The fearsome Billy Boys gang – led by Billy Fullerton – weren’t involved in the Glasgow Green incident.
Fullerton later became a member of Mosley’s British Union of Fascists.
Ironically, it was the anti-Catholic stance widespread in Scotland at the time which helped foster suspicion about Mosley – and was one of the key reasons fascism didn’t gain a foothold north of the border.
“Scottish Unionists might have been natural allies, but Mosley suggested a united fascist Ireland, which was largely the end of any support from the likes of the Scottish Protestant League, which had enjoyed some success in Scottish politics,” added Professor Maitles.
“Alexander Radcliffe of the Scottish Protestant League warned in 1935 about fascism being in alliance with the Pope to smash Protestantism.
“Although Radcliffe visited Hitler in 1939 and was quite taken by German fascism.
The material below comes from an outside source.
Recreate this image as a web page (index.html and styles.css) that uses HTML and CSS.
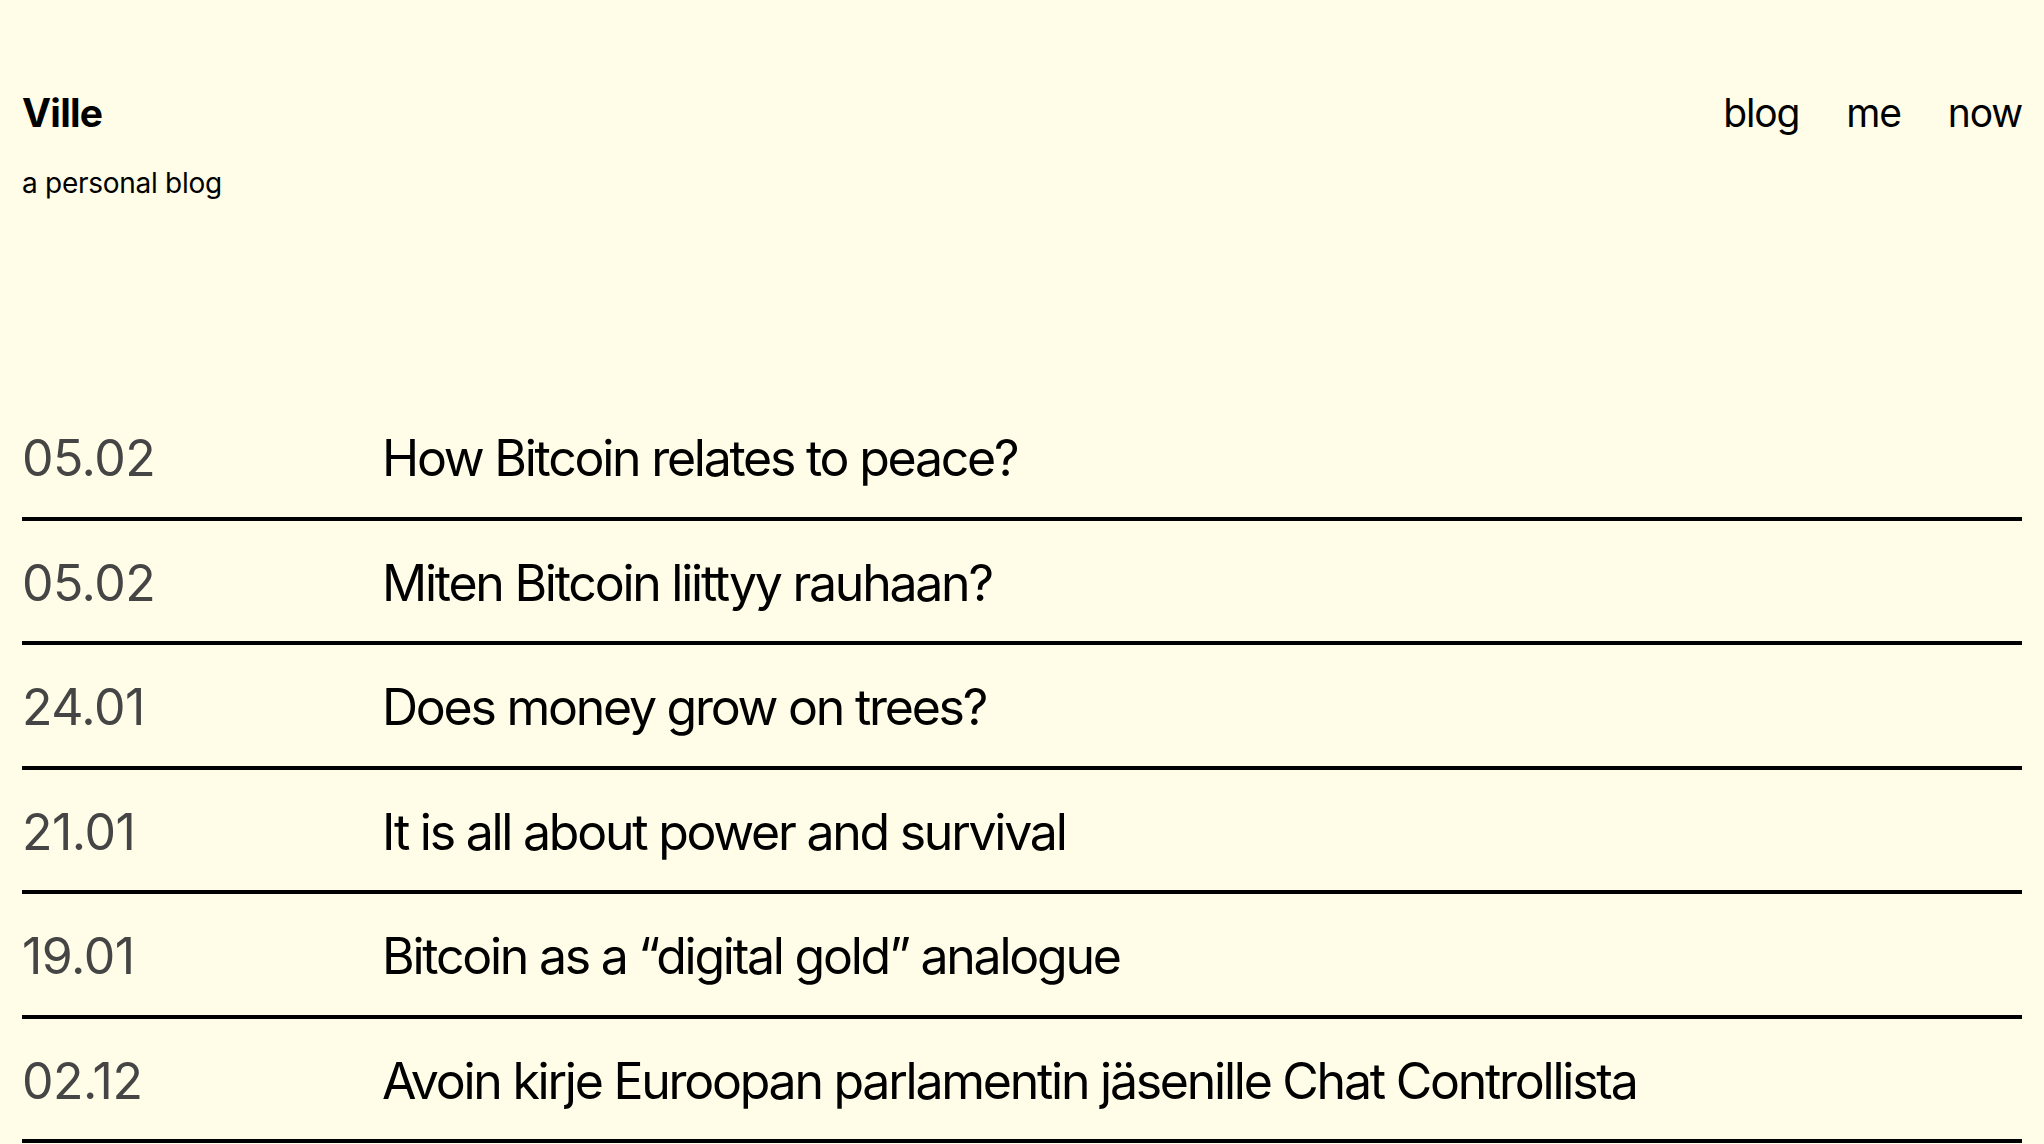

He came back and began speaking about the need for fascism in Scotland.
“But by then there were moves towards war, and the feelings against fascism were strong in Scotland.”
The anti-Catholic feeling was just one reason why Mosley and fascism was given short shrift by Scots.
“Along with the anti-Catholic fault line which Mosley couldn’t bridge, there were several reasons why his brand of fascism didn’t take hold here,” added Professor Maitles.
“The BUF claimed they had branches from Wick to Dumfries but it’s estimated at their height they never had more than 400 members across Scotland.
“The economy here wasn’t as bad as it was in 1930s Germany so there wasn’t an environment of unemployment for them to exploit.
“We also had a first past the post electoral system which makes it difficult for new parties to get elected.
“One of the crucial reasons fascists didn’t succeed is that, everywhere they tried to build, they were opposed by the left.”